The Lone Ranger Never Rode Alone

Some of us, of a certain age, will remember The Lone Ranger, a made-for-TV western series that ran from 1949 to 1957. As the story goes, six Texas Rangers were ambushed by a gang of outlaws. The one survivor, the unnamed younger brother of ranger Captain Daniel Reid, was nursed back to health by a Native American frontier scout named Tonto. When the ranger told Tonto he was the only ranger left, Tonto called him the Lone Ranger. Because he was assumed dead, the ranger decided to hide his true identity from everyone except Tonto, so he could “stand for justice and fight for what is right.” They marked six graves. The Lone Ranger was wealthy, for he owned a silver mine which provided the ore for his silver bullets. When they found the ranger a new silver-white horse, Tonto called the horse Silver. Tonto’s own horse was called Scout. The Lone Ranger shot his guns sparingly, but when he used them, he always aimed to disarm the bad guys. He never identified himself publicly as the Lone Ranger. He always left a silver bullet as an answer to the question, “Who was that masked man?” 

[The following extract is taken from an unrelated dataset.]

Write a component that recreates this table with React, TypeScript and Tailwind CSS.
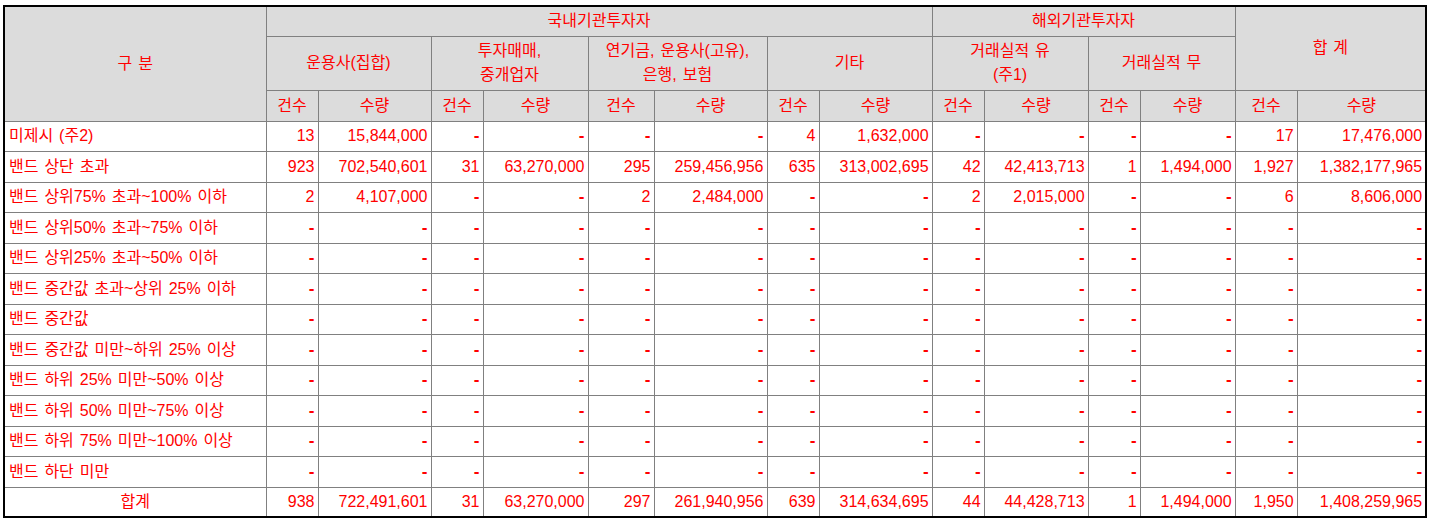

I met Clayton Moore once in the Richland Mall in Waco, Texas. He had been court-ordered to remove his mask, for Hollywood wanted to cast a new, younger Lone Ranger, not one that was over 65. He wore black wrap-around sunglasses under his Stetson. He greeted everyone and signed autographs for fans like me. I think I heard The William Tell Overture playing in the background.  Clayton Moore was born in Chicago. Jay Silverheels (born Harold J. Smith) was the son of a Canadian Mohawk tribal chief. Their lives as actors are forever intertwined in our memories. Tonto means “wild one.” Tonto called the Lone Ranger kemosabe, “faithful friend or trusty scout.” They needed each other. The Lone Ranger never rode alone, and neither should we. 

Who is your faithful friend? Who is your kemosabe? You do not need to wear a mask today or shoot bullets to stand for justice or fight for the good. We do still need each other. I think that is why, when he was at his loneliest, Solomon was reminded that, There is a friend who sticks closer than a brother. (Proverbs 18:24) You also can be that friend.

Keep healthy. Pray mightily. Enjoy your life today. Never ride alone. And let’s experience the love and power of God together.